Susuana Amoah is the University of Sussex Stuart Hall Foundation Fellow (2021/2022). She is a Brighton-based cultural activist, artist-curator, and PhD researcher at Goldsmiths, University of London. Susuana’s research project explores decolonial approaches to curatorial practice in public contemporary art galleries. This study maps the influence of European modern art theories within the development of conventional contemporary curatorial practices and examines how these colonial/modernist ideologies and practices work to reinforce coloniality and cultural hegemony. Through the engagement of a mixture of participatory action research and creative qualitative evaluation methods, this practice-led research project ultimately aims to develop an ethical framework and guidance for decolonial curatorial practice.

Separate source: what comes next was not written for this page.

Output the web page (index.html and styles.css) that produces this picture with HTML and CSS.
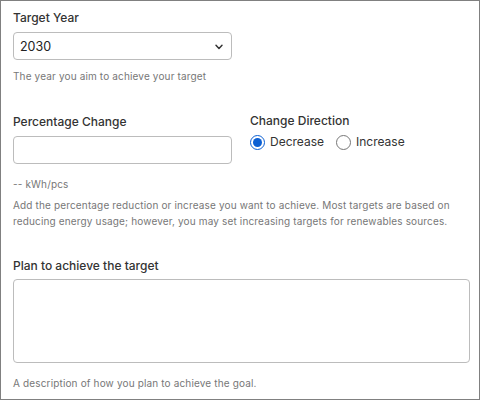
FILE: index.html
```html
<!DOCTYPE html>
<html lang="en">
<head>
<meta charset="utf-8" />
<meta name="viewport" content="width=device-width, initial-scale=1" />
<title>Target Settings</title>
<link rel="stylesheet" href="styles.css">
</head>
<body>
  <form class="panel" aria-label="Target settings">
    <div class="field">
      <label class="field-label" for="targetYear">Target Year</label>
      <div class="select-wrap">
        <select id="targetYear" class="control">
          <option>2030</option>
          <option>2035</option>
          <option>2040</option>
          <option>2050</option>
        </select>
        <svg class="chevron" width="10" height="6" viewBox="0 0 10 6" aria-hidden="true">
          <path d="M2 1.3 5 4.4 8 1.3" fill="none" stroke="#333" stroke-width="1.5" stroke-linecap="round" stroke-linejoin="round" />
        </svg>
      </div>
      <p class="help">The year you aim to achieve your target</p>
    </div>

    <div class="field">
      <div class="row">
        <div>
          <label class="field-label" for="pctChange">Percentage Change</label>
          <input type="text" id="pctChange" class="control" />
        </div>
        <div class="direction">
          <span class="field-label">Change Direction</span>
          <div class="radios">
            <label class="radio"><input type="radio" name="direction" checked /> Decrease</label>
            <label class="radio"><input type="radio" name="direction" /> Increase</label>
          </div>
        </div>
      </div>
      <p class="help unit">-- kWh/pcs</p>
      <p class="help long">Add the percentage reduction or increase you want to achieve. Most targets are based on reducing energy usage; however, you may set increasing targets for renewables sources.</p>
    </div>

    <div class="field">
      <label class="field-label plan-label" for="plan">Plan to achieve the target</label>
      <textarea id="plan" class="control area"></textarea>
      <p class="help plan-help">A description of how you plan to achieve the goal.</p>
    </div>
  </form>
</body>
</html>
```

FILE: styles.css
```css
html, body {
  margin: 0;
  padding: 0;
  background: #fff;
}
body {
  font-family: Inter, "Noto Sans", Arial, sans-serif;
  color: #333;
}
.panel {
  box-sizing: border-box;
  width: 480px;
  height: 400px;
  border: 1px solid #808080;
  padding: 9px 9px 0 12px;
  overflow: hidden;
}
.field {
  margin-bottom: 31px;
}
.field:nth-child(2) {
  margin-bottom: 29px;
}
.field-label {
  display: block;
  font-size: 12px;
  font-weight: 500;
  line-height: 16px;
  color: #333;
  margin-bottom: 6px;
}
.control {
  box-sizing: border-box;
  display: block;
  width: 100%;
  height: 28px;
  border: 1px solid #bcbcbc;
  border-radius: 4px;
  background: #fff;
  font-family: inherit;
  font-size: 12.5px;
  color: #222;
  padding: 0 6px;
  outline: none;
}
.select-wrap {
  position: relative;
  width: 219px;
}
select.control {
  appearance: none;
  -webkit-appearance: none;
}
.chevron {
  position: absolute;
  right: 8px;
  top: 12px;
  pointer-events: none;
}
.help {
  margin: 9px 0 0;
  font-size: 10px;
  line-height: 14px;
  color: #777;
  letter-spacing: 0.15px;
}
.row {
  display: grid;
  grid-template-columns: 219px 1fr;
  column-gap: 18px;
}
.direction .field-label {
  margin-top: -1px;
  margin-bottom: 5px;
}
.radios {
  display: flex;
  gap: 12px;
}
.radio {
  display: flex;
  align-items: center;
  gap: 5px;
  font-size: 12px;
  line-height: 16px;
  color: #333;
}
.radio input {
  margin: 0;
  width: 15px;
  height: 15px;
  accent-color: #0b5fd3;
}
.unit {
  margin-top: 13px;
}
.long {
  margin-top: 6px;
  line-height: 16px;
}
.plan-label {
  margin-bottom: 5px;
}
.area {
  height: 84px;
  resize: none;
}
.plan-help {
  margin-top: 13px;
}
```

Susuana is passionate about socially-engaged art, fugitive feminism, decolonial praxis and exploring creative ways of highlighting narratives and social movements by marginalised groups. Susuana is also the Community Officer at Arts Emergency, the co-convener of the Paul Mellon Centre’s Doctoral Researchers Network and a member of the Black Curators Collective.

Helen Starr

Helen Starr is a Trinidadian world-building curator. Of Afro-Carib ancestry, Helen’s indigenous and black lived experience is entangled with both racism and genocidal erasure. Helen is interested in the formulation of how European people came to see themselves as the gatekeepers to the Personhood of Others. How Earth became a colony of the West. Helen has worked with public institutions such as Ars Electronica Festival in Austria. Wysing Art Centre, Cambridge, FACT, Liverpool, QUAD in Derby. Helen also sits on the board of QUAD, Derby and was part of the winning team for the Wolfson Economic Prize 2021. Central to Starr’s practice are the writings of the Jamaican philosopher Sylvia Wynter.

Jacob V Joyce

Jacob V Joyce’s work ranges from afro-futurist world-building workshops to mural painting, comic books and performance art. They are currently a doctoral candidate researching the history of black arts education at Westminster University. Joyce has self-published several zines and illustrated international human rights campaigns for Out Proud African LGBTI, Amnesty International, Global Justice Now and had their comics in national newspapers. TFL Arts Grant awardee and former artist in residence at Gasworks, Serpentine, Nottingham Cotemporary and Tate Galleries Education department, Joyce is a non-binary artist amplifying historical and nourishing new queer and decolonial narratives.

Kaia Charles

Kaia Charles is a cultural projects commissioner and curator whose work is rooted in contemporary art practice. Charles has commissioned projects that explore urbanism, digital and cross-cultural visual culture.  Before joining Greenwich Peninsula’s cultural team in 2014, she worked with the Victoria and Albert Museum’s Contemporary Programmes section, curating a variety of arts commissions. She also co-chaired the V&A’s African Caribbean steering group which worked towards incorporate Afro-Caribbean contemporary art into the V&A’s collections. Charles believes art and culture should be inclusive and is crucial to adding a creative dimension to community; and works to embed pioneering cultural events, exhibitions and public art in creative neighbourhoods.